— AIM —
Omit the images, then output each of the records below exactly.

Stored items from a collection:
------------------------------------

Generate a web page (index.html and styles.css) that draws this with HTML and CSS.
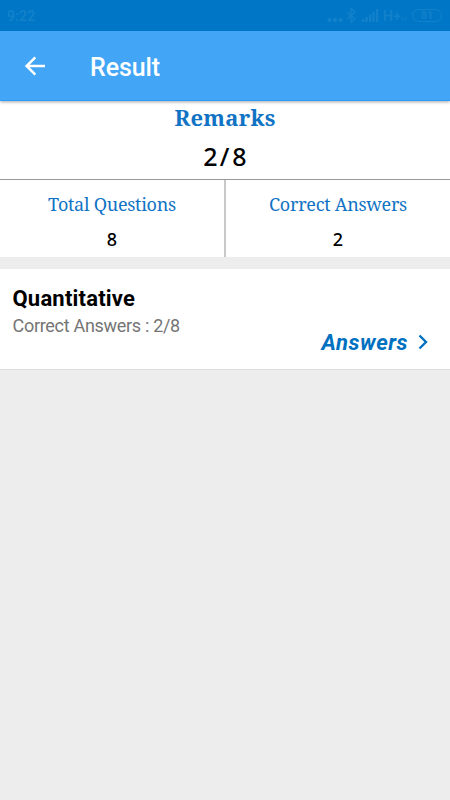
FILE: index.html
```html
<!DOCTYPE html>
<html lang="en">
<head>
<meta charset="utf-8">
<title>Result</title>
<link rel="stylesheet" href="styles.css">
</head>

<body>
<div class="status">
	<span class="time">9:22</span>
	<div class="signals">
		<svg class="dots" width="16" height="6" viewBox="0 0 16 6"><circle cx="2.5" cy="3" r="2"/><circle cx="8" cy="3" r="2"/><circle cx="13.5" cy="3" r="2"/></svg>
		<svg class="bluetooth" width="10" height="15" viewBox="0 0 10 15"><path d="M1 4l8 7-4 3.5v-14L9 4l-8 7"/></svg>
		<svg class="bars" width="17" height="13" viewBox="0 0 17 13"><path d="M1.2 13v-3M4.6 13V8M8.1 13V5.5M11.6 13V3M15.2 13V0"/></svg>
		<span class="net">H+</span>
		<svg class="data" width="6" height="6" viewBox="0 0 6 6"><path d="M1.5 1v4M4.5 1v4"/></svg>
		<span class="battery">81</span>
	</div>
</div>
<header class="toolbar">
	<a href="#" class="back"><svg width="22" height="22" viewBox="0 0 22 22"><path d="M11.3 2.3L2.6 11l8.7 8.7M3 11H21"/></svg></a>
	<h1>Result</h1>
</header>
<section class="summary">
	<div class="remarks">
		<h2>Remarks</h2>
		<p class="score">2<span>/</span>8</p>
	</div>
	<div class="counts">
		<div class="count total">
			<h3>Total Questions</h3>
			<p>8</p>
		</div>
		<div class="count correct">
			<h3>Correct Answers</h3>
			<p>2</p>
		</div>
	</div>
</section>
<section class="card">
	<h4>Quantitative</h4>
	<p>Correct Answers : 2/8</p>
	<a href="#" class="answers">Answers<svg width="10" height="16" viewBox="0 0 10 16"><path d="M1.5 1.5L8 8l-6.5 6.5"/></svg></a>
</section>
</body>
</html>
```
FILE: styles.css
```css
* {margin:0; padding:0; box-sizing:border-box;}
body {background:#ededed; font-family:Roboto, "Liberation Sans", sans-serif; color:#000;}
a {text-decoration:none;}
h1, h2, h3, h4, p {white-space:nowrap;}
svg {display:block; flex:none;}

.status {position:relative; z-index:2; height:31px; background:#0077c6; color:#1482cb; display:flex; justify-content:space-between; padding:0 8px 0 7px; line-height:32px;}
.time {font-size:14px; font-weight:500; letter-spacing:.2px;}
.signals {display:flex; align-items:center;}
.signals svg {fill:none; stroke:#1482cb; stroke-width:1.3;}
.signals .dots {fill:#1482cb; stroke:none; margin:8px 3px 0 0;}
.signals .bluetooth {margin-right:6px;}
.signals .bars {stroke-width:2.2; margin-right:4px;}
.net {font-size:14px; font-weight:500; width:17px;}
.signals .data {margin:6px 5px 0 1px; opacity:.5;}
.battery {width:30px; height:13px; border:1px solid #1482cb; border-radius:7px; font-size:11px; font-weight:500; line-height:11px; text-align:center;}

.toolbar {position:relative; height:70px; background:#42a5f5; border-bottom:1px solid #2d9cf4; display:flex; align-items:center; padding-left:24px; box-shadow:0 1px 3px rgba(0,0,0,.35);}
.back svg {margin-top:1px; fill:none; stroke:#fff; stroke-width:2.5;}
.toolbar h1 {margin:4px 0 0 44px; font-size:25px; font-weight:500; line-height:30px; letter-spacing:-.1px; color:#fff;}

.summary {background:#fff;}
.remarks {height:79px; border-bottom:1px solid #999; text-align:center;}
.remarks h2 {padding-top:1px; font:bold 22px/30px "Noto Serif", "Droid Serif", "DejaVu Serif Condensed", "DejaVu Serif", serif; letter-spacing:.25px; color:#1173c4;}
.score {margin-top:8px; font:500 25px/32px "Noto Sans", sans-serif;}
.score span {padding:0 3px 0 2px;}
.counts {display:grid; grid-template-columns:224px 226px; height:77px;}
.count {text-align:center; padding-top:12px;}
.correct {border-left:2px solid #c8c8c8;}
.count h3 {font:400 18px/24px "Noto Serif", "Droid Serif", "DejaVu Serif Condensed", "DejaVu Serif", serif; letter-spacing:-.28px; color:#1173c4;}
.count p {margin-top:11px; font:500 18px/24px "Noto Sans", sans-serif;}

.card {margin-top:12px; height:101px; padding:17px 22px 0 12.5px; background:#fff; border-bottom:1px solid #ddd;}
.card h4 {font-size:22px; font-weight:700; line-height:26px; letter-spacing:.2px;}
.card p {margin-top:3px; font-size:18px; line-height:22px; letter-spacing:-.3px; color:#757575;}
.answers {display:flex; justify-content:flex-end; align-items:center; margin-top:-8px; font-size:22px; font-style:italic; font-weight:700; line-height:28px; letter-spacing:.5px; color:#0071c1;}
.answers svg {margin-left:10px; margin-top:-2px; fill:none; stroke:#0071c1; stroke-width:2.4;}
```
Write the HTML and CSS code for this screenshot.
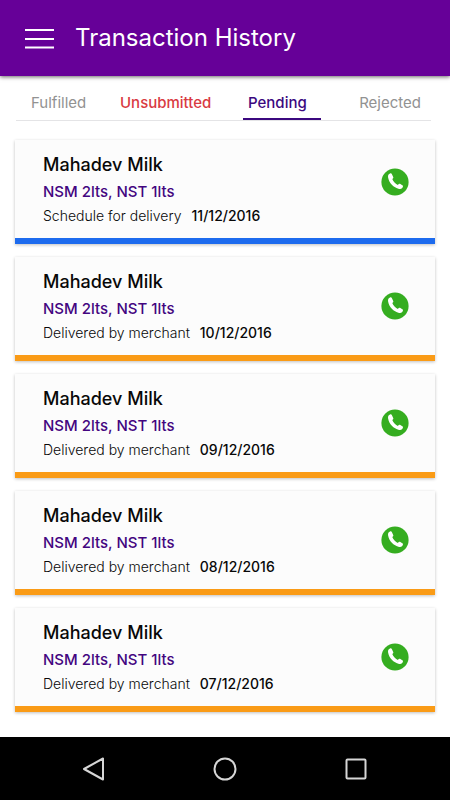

------------------------------------

— ANSWER TO THE EXERCISE —
Generate a web page (index.html and styles.css) that draws this with HTML and CSS.
FILE: index.html
```html
<!DOCTYPE html>
<html lang="en">
<head>
<meta charset="utf-8">
<title>Result</title>
<link rel="stylesheet" href="styles.css">
</head>

<body>
<div class="status">
	<span class="time">9:22</span>
	<div class="signals">
		<svg class="dots" width="16" height="6" viewBox="0 0 16 6"><circle cx="2.5" cy="3" r="2"/><circle cx="8" cy="3" r="2"/><circle cx="13.5" cy="3" r="2"/></svg>
		<svg class="bluetooth" width="10" height="15" viewBox="0 0 10 15"><path d="M1 4l8 7-4 3.5v-14L9 4l-8 7"/></svg>
		<svg class="bars" width="17" height="13" viewBox="0 0 17 13"><path d="M1.2 13v-3M4.6 13V8M8.1 13V5.5M11.6 13V3M15.2 13V0"/></svg>
		<span class="net">H+</span>
		<svg class="data" width="6" height="6" viewBox="0 0 6 6"><path d="M1.5 1v4M4.5 1v4"/></svg>
		<span class="battery">81</span>
	</div>
</div>
<header class="toolbar">
	<a href="#" class="back"><svg width="22" height="22" viewBox="0 0 22 22"><path d="M11.3 2.3L2.6 11l8.7 8.7M3 11H21"/></svg></a>
	<h1>Result</h1>
</header>
<section class="summary">
	<div class="remarks">
		<h2>Remarks</h2>
		<p class="score">2<span>/</span>8</p>
	</div>
	<div class="counts">
		<div class="count total">
			<h3>Total Questions</h3>
			<p>8</p>
		</div>
		<div class="count correct">
			<h3>Correct Answers</h3>
			<p>2</p>
		</div>
	</div>
</section>
<section class="card">
	<h4>Quantitative</h4>
	<p>Correct Answers : 2/8</p>
	<a href="#" class="answers">Answers<svg width="10" height="16" viewBox="0 0 10 16"><path d="M1.5 1.5L8 8l-6.5 6.5"/></svg></a>
</section>
</body>
</html>
```
FILE: styles.css
```css
* {margin:0; padding:0; box-sizing:border-box;}
body {background:#ededed; font-family:Roboto, "Liberation Sans", sans-serif; color:#000;}
a {text-decoration:none;}
h1, h2, h3, h4, p {white-space:nowrap;}
svg {display:block; flex:none;}

.status {position:relative; z-index:2; height:31px; background:#0077c6; color:#1482cb; display:flex; justify-content:space-between; padding:0 8px 0 7px; line-height:32px;}
.time {font-size:14px; font-weight:500; letter-spacing:.2px;}
.signals {display:flex; align-items:center;}
.signals svg {fill:none; stroke:#1482cb; stroke-width:1.3;}
.signals .dots {fill:#1482cb; stroke:none; margin:8px 3px 0 0;}
.signals .bluetooth {margin-right:6px;}
.signals .bars {stroke-width:2.2; margin-right:4px;}
.net {font-size:14px; font-weight:500; width:17px;}
.signals .data {margin:6px 5px 0 1px; opacity:.5;}
.battery {width:30px; height:13px; border:1px solid #1482cb; border-radius:7px; font-size:11px; font-weight:500; line-height:11px; text-align:center;}

.toolbar {position:relative; height:70px; background:#42a5f5; border-bottom:1px solid #2d9cf4; display:flex; align-items:center; padding-left:24px; box-shadow:0 1px 3px rgba(0,0,0,.35);}
.back svg {margin-top:1px; fill:none; stroke:#fff; stroke-width:2.5;}
.toolbar h1 {margin:4px 0 0 44px; font-size:25px; font-weight:500; line-height:30px; letter-spacing:-.1px; color:#fff;}

.summary {background:#fff;}
.remarks {height:79px; border-bottom:1px solid #999; text-align:center;}
.remarks h2 {padding-top:1px; font:bold 22px/30px "Noto Serif", "Droid Serif", "DejaVu Serif Condensed", "DejaVu Serif", serif; letter-spacing:.25px; color:#1173c4;}
.score {margin-top:8px; font:500 25px/32px "Noto Sans", sans-serif;}
.score span {padding:0 3px 0 2px;}
.counts {display:grid; grid-template-columns:224px 226px; height:77px;}
.count {text-align:center; padding-top:12px;}
.correct {border-left:2px solid #c8c8c8;}
.count h3 {font:400 18px/24px "Noto Serif", "Droid Serif", "DejaVu Serif Condensed", "DejaVu Serif", serif; letter-spacing:-.28px; color:#1173c4;}
.count p {margin-top:11px; font:500 18px/24px "Noto Sans", sans-serif;}

.card {margin-top:12px; height:101px; padding:17px 22px 0 12.5px; background:#fff; border-bottom:1px solid #ddd;}
.card h4 {font-size:22px; font-weight:700; line-height:26px; letter-spacing:.2px;}
.card p {margin-top:3px; font-size:18px; line-height:22px; letter-spacing:-.3px; color:#757575;}
.answers {display:flex; justify-content:flex-end; align-items:center; margin-top:-8px; font-size:22px; font-style:italic; font-weight:700; line-height:28px; letter-spacing:.5px; color:#0071c1;}
.answers svg {margin-left:10px; margin-top:-2px; fill:none; stroke:#0071c1; stroke-width:2.4;}
```
Write the HTML and CSS code for this screenshot.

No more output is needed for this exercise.